WFP menegaskan bahwa mereka telah menerima jaminan dari otoritas Israel bahwa tidak akan ada kehadiran militer di jalur bantuan. Tapi kenyataannya justru sebaliknya. “Penembakan harus dihentikan segera di sekitar misi kemanusiaan, konvoi bantuan, dan titik distribusi pangan,” tegas WFP.
Peristiwa berdarah ini mencerminkan semakin parahnya kondisi di Gaza. Tidak ada tanda-tanda akhir perang, hanya barisan warga yang semakin lapar, semakin putus asa.

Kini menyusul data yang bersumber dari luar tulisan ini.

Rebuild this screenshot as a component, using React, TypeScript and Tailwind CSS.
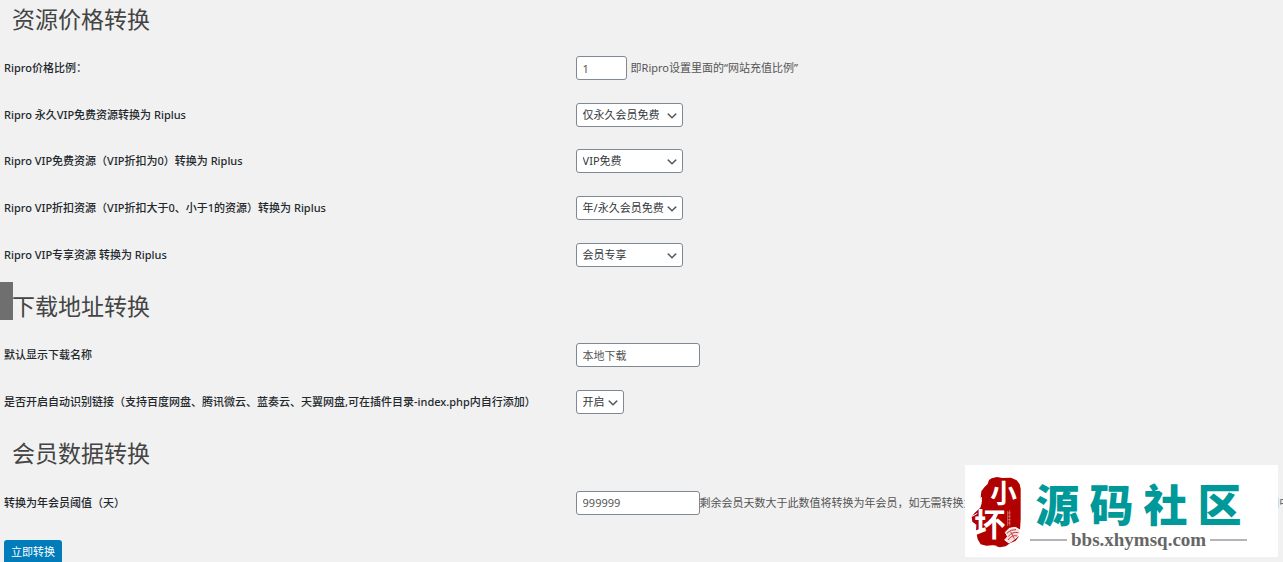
import React from 'react';

const priceRows = [
  {
    id: 'vip-forever',
    label: 'Ripro 永久VIP免费资源转换为 Riplus',
    options: ['仅永久会员免费', 'VIP免费', '会员专享'],
  },
  {
    id: 'vip-free',
    label: 'Ripro VIP免费资源（VIP折扣为0）转换为 Riplus',
    options: ['VIP免费', '仅永久会员免费', '会员专享'],
  },
  {
    id: 'vip-discount',
    label: 'Ripro VIP折扣资源（VIP折扣大于0、小于1的资源）转换为 Riplus',
    options: ['年/永久会员免费', '仅永久会员免费', 'VIP免费'],
  },
  {
    id: 'vip-only',
    label: 'Ripro VIP专享资源 转换为 Riplus',
    options: ['会员专享', 'VIP免费', '仅永久会员免费'],
  },
];

const inputClass =
  'h-6 rounded-[3px] border border-[#7e8993] bg-white px-1.5 text-[11px] text-[#555]';

type SelectProps = { id: string; options: string[]; className: string };

const Select = ({ id, options, className }: SelectProps) => (
  <div className={`relative ${className}`}>
    <select
      id={id}
      className="block h-6 w-full appearance-none rounded-[3px] border border-[#7e8993] bg-white pl-1.5 text-[11px] text-[#32373c]"
    >
      {options.map((option) => (
        <option key={option}>{option}</option>
      ))}
    </select>
    <svg
      viewBox="0 0 20 20"
      className="pointer-events-none absolute right-1 top-1.5 h-3.5 w-3.5"
      aria-hidden="true"
    >
      <path d="M5 6l5 5 5-5 2 1-7 7-7-7 2-1z" fill="#555" />
    </svg>
  </div>
);

type RowProps = { id: string; label: string; children: React.ReactNode };

const Row = ({ id, label, children }: RowProps) => (
  <tr>
    <th scope="row" className="w-[45%] pl-1 text-left font-medium text-[#23282d]">
      <label htmlFor={id}>{label}</label>
    </th>
    <td>
      <div className="flex items-center whitespace-nowrap">{children}</div>
    </td>
  </tr>
);

const Heading = ({ children }: { children: React.ReactNode }) => (
  <h2 className="pl-3 text-[23px] leading-8 text-[#444]">{children}</h2>
);

const Watermark = () => (
  <div className="absolute bottom-[5px] right-[5px] flex h-[92px] w-[313px] items-center bg-white">
    <svg viewBox="0 0 195 255" className="h-[85px] w-[65px] shrink-0" aria-hidden="true">
      <path
        d="M80 28L96 24L112 27L138 26L155 34L164 46L167 60L167 150L165 184L160 205L151 216L136 222L122 232L104 235L84 229L64 230L47 226L38 211L33 187L34 167L22 158L20 144L28 133L36 125L46 116L50 103L47 85L49 67L58 55L68 45L72 33Z"
        fill="#b00000"
      />
      <path
        d="M22 142L37 133M49 100L49 84M78 232L94 231M121 190L133 178L151 175L165 183L160 201L144 214L132 222L119 213L128 203Z"
        fill="#f7dede"
        stroke="#fff"
        strokeWidth="3"
      />
      <path
        d="M125 193Q138 180 153 182M130 202Q143 187 160 191M129 213Q141 196 157 201M137 188L148 209"
        fill="none"
        stroke="#c43b3b"
        strokeWidth="3"
      />
      <path
        d="M128 126V171M134 123V170M128 132H137M128 142H137M128 152H137M128 162H137"
        fill="none"
        stroke="#e08b8b"
        strokeWidth="2"
      />
      <text x="76" y="103" fontSize="80" fontWeight="700" fill="#fff">小</text>
      <text x="27" y="202" fontSize="94" fontWeight="700" fill="#fff">坏</text>
    </svg>
    <div className="flex flex-col items-center pt-2">
      <div className="flex gap-2.5 text-[44px] font-black leading-[50px] text-[#009999]">
        <span>源</span>
        <span>码</span>
        <span>社</span>
        <span>区</span>
      </div>
      <div className="flex items-center gap-1">
        <span className="h-0.5 w-[37px] bg-[#b4b3b9]" />
        <span className="font-['Liberation_Serif',serif] text-[19px] font-bold leading-5 text-[#666]">
          bbs.xhymsq.com
        </span>
        <span className="h-0.5 w-[37px] bg-[#b4b3b9]" />
      </div>
    </div>
  </div>
);

const App = () => {
  return (
    <main className="relative h-screen overflow-hidden bg-[#f1f1f1] pr-1 pt-[3px] font-['Noto_Sans','Noto_Sans_CJK_SC',sans-serif] text-[11px] leading-4 text-[#555]">
      <form onSubmit={(e) => e.preventDefault()}>
        <Heading>资源价格转换</Heading>
        <table className="mt-2.5 h-[233px] w-full table-fixed">
          <tbody>
            <Row id="ratio" label="Ripro价格比例：">
              <input id="ratio" defaultValue="1" className={`${inputClass} mr-1 w-[51px]`} />
              <span>即Ripro设置里面的“网站充值比例”</span>
            </Row>
            {priceRows.map((row) => (
              <Row key={row.id} id={row.id} label={row.label}>
                <Select id={row.id} options={row.options} className="w-[107px]" />
              </Row>
            ))}
          </tbody>
        </table>

        <div className="relative mt-3">
          <div className="absolute -top-2 left-0 h-[38px] w-[13px] bg-[#6f6f6f]" />
          <Heading>下载地址转换</Heading>
        </div>
        <table className="mt-2.5 h-[93px] w-full table-fixed">
          <tbody>
            <Row id="name" label="默认显示下载名称">
              <input id="name" defaultValue="本地下载" className={`${inputClass} w-[124px]`} />
            </Row>
            <Row
              id="detect"
              label="是否开启自动识别链接（支持百度网盘、腾讯微云、蓝奏云、天翼网盘,可在插件目录-index.php内自行添加）"
            >
              <Select id="detect" options={['开启', '关闭']} className="w-12" />
            </Row>
          </tbody>
        </table>

        <div className="mt-3">
          <Heading>会员数据转换</Heading>
        </div>
        <table className="mt-2.5 h-[47px] w-full table-fixed">
          <tbody>
            <Row id="days" label="转换为年会员阈值（天）">
              <input id="days" defaultValue="999999" className={`${inputClass} w-[124px]`} />
              <span>
                剩余会员天数大于此数值将转换为年会员，如无需转换为年会员请保持默认数值 999999即可，其余会员天数将继续使用中
              </span>
            </Row>
          </tbody>
        </table>

        <button
          type="submit"
          className="ml-1 mt-3.5 h-6 rounded-[3px] bg-[#007cba] px-[7px] text-[11px] text-white"
        >
          立即转换
        </button>
      </form>
      <Watermark />
    </main>
  );
};

export default App;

Jumlah korban jiwa kini melampaui 59.000 orang menurut data Kementerian Kesehatan Gaza—lebih dari separuhnya adalah wanita dan anak-anak.
Di saat dunia masih diam, Israel justru memperluas zona evakuasi ke wilayah yang sebelumnya relatif aman. Ini mengindikasikan bahwa serangan dan pengepungan akan terus meluas, memaksa rakyat Palestina menyempit ke ruang hidup yang kian kecil.
Selama lebih dari 9 bulan agresi, media internasional pun tak diizinkan masuk Gaza. Dunia hanya bisa melihat dari kejauhan, sementara pembantaian berjalan di bawah bayang-bayang sensor dan senjata.